Don’t get me wrong. These are both improvements, with the amicus review for First Amendment activities especially (indeed, I suspect that’s what some of the applications that FBI withdrew in recent years pertained to).
But to do what this bill wants to do on the PCLOB report, you’d have to expand the mandate of PCLOB to cover hacking and spying — something that should happen in any case. That’s especially crucial in this case, given that one of the ethnicities most affected by FISA are Chinese Americans, but as suspected spies, not as suspected terrorists.
And if you want Carter Page to get these enhanced protections, you’d need to change how working for a foreign country affects the First Amendment calculation on FISA.
First, let me congratulation for you finessed attention and understanding relative to FISA, over these many years. And as such, I am ‘addicted’ to emptywheel.net since I have acquired ten years experience of my 20 years in the arena of “economic development” within the geographical region of Latin America. And from my perspective, thusly realized, and prior to my retirement, FISA does not adequately or sufficiently address this ‘cultural’ aspect, when it come to our national security and defense schematic. Thus, the intelligence-gathering systemic, comes up far short of what the ‘experts’ continue to agitate and advocate for.

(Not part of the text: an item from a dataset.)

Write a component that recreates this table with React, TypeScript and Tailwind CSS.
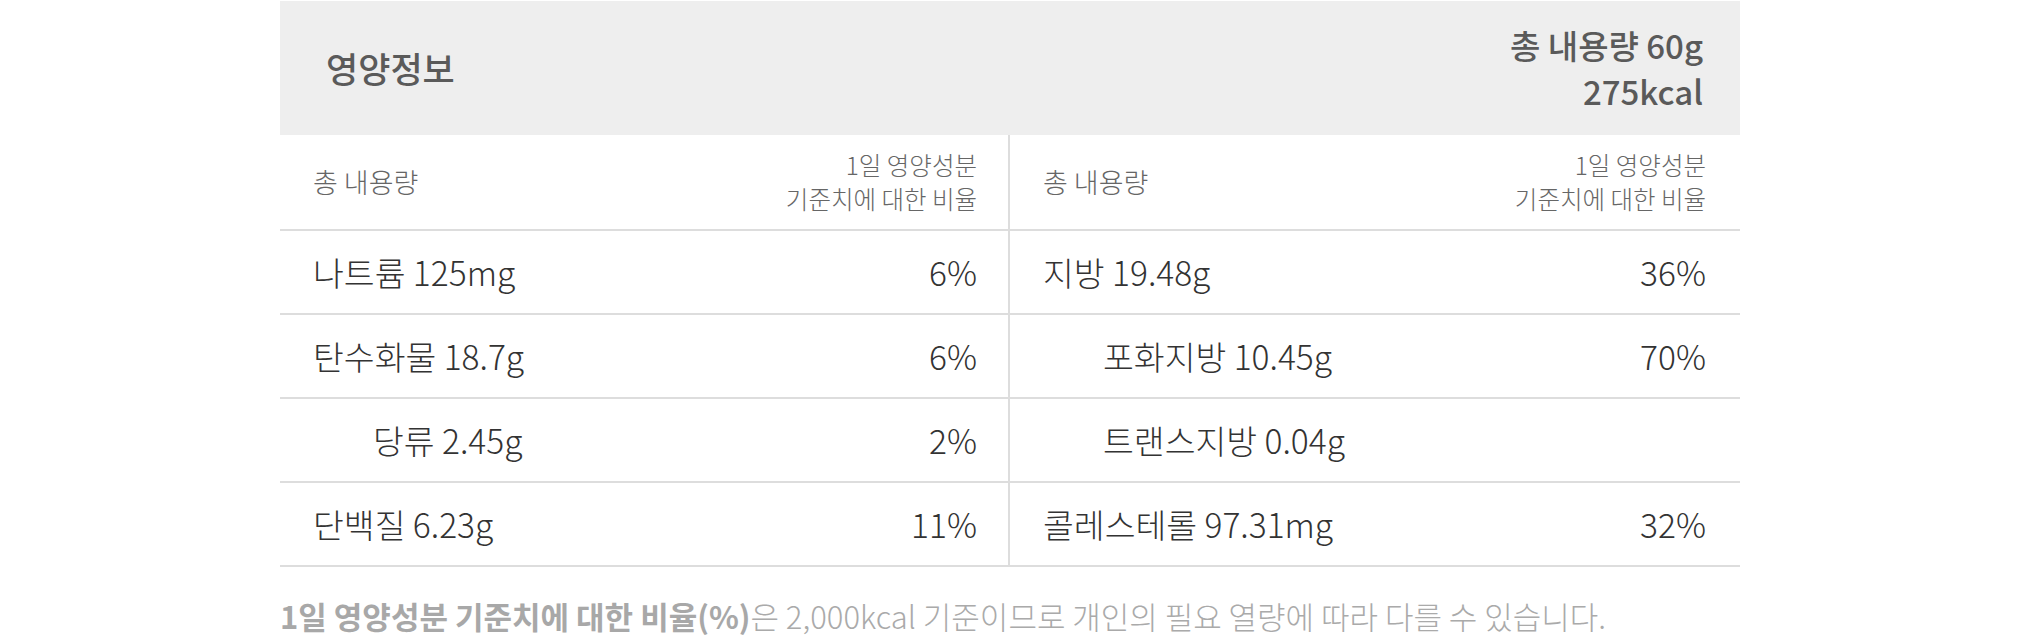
import React from "react";

interface Nutrient {
  label: string;
  value?: string;
  sub?: boolean;
}

const rows: [Nutrient, Nutrient][] = [
  [
    { label: "나트륨 125mg", value: "6%" },
    { label: "지방 19.48g", value: "36%" },
  ],
  [
    { label: "탄수화물 18.7g", value: "6%" },
    { label: "포화지방 10.45g", value: "70%", sub: true },
  ],
  [
    { label: "당류 2.45g", value: "2%", sub: true },
    { label: "트랜스지방 0.04g", sub: true },
  ],
  [
    { label: "단백질 6.23g", value: "11%" },
    { label: "콜레스테롤 97.31mg", value: "32%" },
  ],
];

const Cell = ({ item, left }: { item: Nutrient; left?: boolean }) => (
  <div
    className={`flex items-center justify-between pl-[33px] ${left ? "pr-[31px] border-r-2 border-[#dddddd]" : "pr-[34px]"}`}
  >
    <span className={`text-[33.5px] font-light text-[#333333] ${item.sub ? "pl-[60px]" : ""}`}>
      {item.label}
    </span>
    <span className="text-[33.5px] font-light text-[#333333]">{item.value}</span>
  </div>
);

const HeadCell = ({ left }: { left?: boolean }) => (
  <div
    className={`flex items-center justify-between pl-[33px] ${left ? "pr-[31px] border-r-2 border-[#dddddd]" : "pr-[34px]"}`}
  >
    <span className="text-[27px] font-light text-[#666666]">총 내용량</span>
    <span className="text-right text-[24.5px] leading-[34px] font-light text-[#666666]">
      1일 영양성분
      <br />
      기준치에 대한 비율
    </span>
  </div>
);

const App = () => {
  return (
    <div className="min-h-[637px] w-full bg-white pt-px font-['Noto_Sans_CJK_KR',sans-serif]">
      <div className="mx-auto w-[1460px]">
        <div className="flex h-[134px] items-center justify-between bg-[#eeeeee] pl-[46px] pr-[37px]">
          <h2 className="text-[35px] font-medium text-[#5a5a5a]">영양정보</h2>
          <div className="text-right text-[33px] leading-[46px] font-medium text-[#5a5a5a]">
            총 내용량 60g
            <br />
            275kcal
          </div>
        </div>
        <div className="grid h-[96px] grid-cols-2 border-b-2 border-[#dddddd]">
          <HeadCell left />
          <HeadCell />
        </div>
        {rows.map(([l, r], i) => (
          <div key={i} className="grid h-[84px] grid-cols-2 border-b-2 border-[#dddddd]">
            <Cell item={l} left />
            <Cell item={r} />
          </div>
        ))}
        <p className="mt-[27px] text-[31px] leading-[44px] font-light text-[#aaaaaa]">
          <span className="font-bold text-[#a8a8a8]">1일 영양성분 기준치에 대한 비율(%)</span>은
          2,000kcal 기준이므로 개인의 필요 열량에 따라 다를 수 있습니다.
        </p>
      </div>
    </div>
  );
};

export default App;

And expanding FISA to include this current lack of “economic development” Factors, writ large, the convenient propaganda and pooper-ganda, drives this discussion matter into an esoteric arena that makes our public policies, albeit, inconsequential.
And of course, this is a blog and not an academic vehicle that supplied information on ‘economic development’ is not viewed as being acceptable since equitable responses, weigh-in on the ever enlightening “one-liners” and perhaps, with a tad of humor, and which is not the “me” of our national political arena.
Today, FISA, lacking the attention of “economic development” is a shame when it comes to public policy. And further, I have written a ‘wordy’ view of FISA, that starts with an Overview, in the middle of ‘drafting” the “guts” of a seminal experience, and finally, and has been completed, the Indigenous Free Trade Agreement that will replace the latest ‘reflection’ of a new NAFTA, as personified by the uneventful Trump failure and agreed to by Canada, Mexico and the United States.
And with a semblance of a tad of humor, posting a three-part synopsis, is not deserved by Rayne since she is already overworked as a moderator and for having to remind me that a blog, is a blog. and not an overly illuminated vehicle for academia. And good for her too.
And again, my Tip of the Hat to Marcy, for her ever present due diligence within this complicated human behavior for ‘economic development.’
keith gartenlaub’s prosecution by the doj has been studied here frequently. this wapo article highlights the dangers that the fisa concept of hidden government surveillance and that concept’s execution in real life presents to an individual american:
when the compact for the current form of the u.s. government took effect in 1789 it was missing what later became its most unique feature – a set of rules that protected individual citizens from the power of the state. those rules were called the bill of rights and included the first ten amendments to the constitution, effective december 1791.
the current efforts to improve the execution of “fisa law” can be applauded, but no improvement will yield what opening up the fisa process to an adversarial legal interrogation by a defense team with adequate background would yield. more amicus intervention could be helpful, perhaps most to the judges, but adversatial questioning seeking to protect an individual being prosecuted is what is required, but not being provided, by improvement efforts.
“If we had had an opportunity to take that search warrant application and pick it apart the way Horowitz did with the Carter Page FISA, we could have defeated it,” said John Cline, a criminal defense lawyer and former “amicus curiae,” or special advocate, to the FISA court. “I’m convinced of that. “
The problem is that NO warrant processes are open like that. They are ALL ex-parte. I love John Cline, and he is right. But that is never going to happen, on any level of warrant law until well after the fact and criminal charges have been filed.
this is where “wishing or expecting the law will allow…” is different from ” this is the way the law is applied..”
my key point is the fundamental one that the fisa system is a serious breech of a compact made 200 years ago between the u.s. government and its individual citizens. this breech needs at least to be mitigated by an adversarial interrogation process.
over and over we see in government everywhere the rights of individuals sacrificed for some putative common good, which “common good”, on close inspection, may be no more than the wishes or commands of individual government officials, i.e., individuals endowed with a super status.
I keep coming back to Marcy’s blogging site, on a regular basis since I have a particular interest in National Security and Defense and more so, on our nation’s 17 intelligence-gathering schematics (civil rights) and I still come away with the notion that this web site is one of a handful of locations on the internet, that has a sizable participation of commentators that are highly intelligent and with a skill set that has and can address my concerns. However, when I ‘look’ to the future, of say the next ten to twenty years, the Chicano-orientation of what will occur in this distant future as described by the data sets within the Census Bureau, does stymie me a tad, and given that much can be achieved via humor, my depth of humor is pretty much running on empty. Therefore, is it possible to expand this web site to include our governmental behavior that coalesces into the “Economic Development Breech Act” that is all-encompassing when it comes “surveillance” and to include the Patriot Act of years ago and where now, consideration is being given to the new requisition of FISA and the FISA Court, and which continues to come up short, since “terrorism” comes in many forms and perpetuated by our grifters and grafters within our corporate ‘patriotism’ as evidenced by the latest in Trump’s cronyism?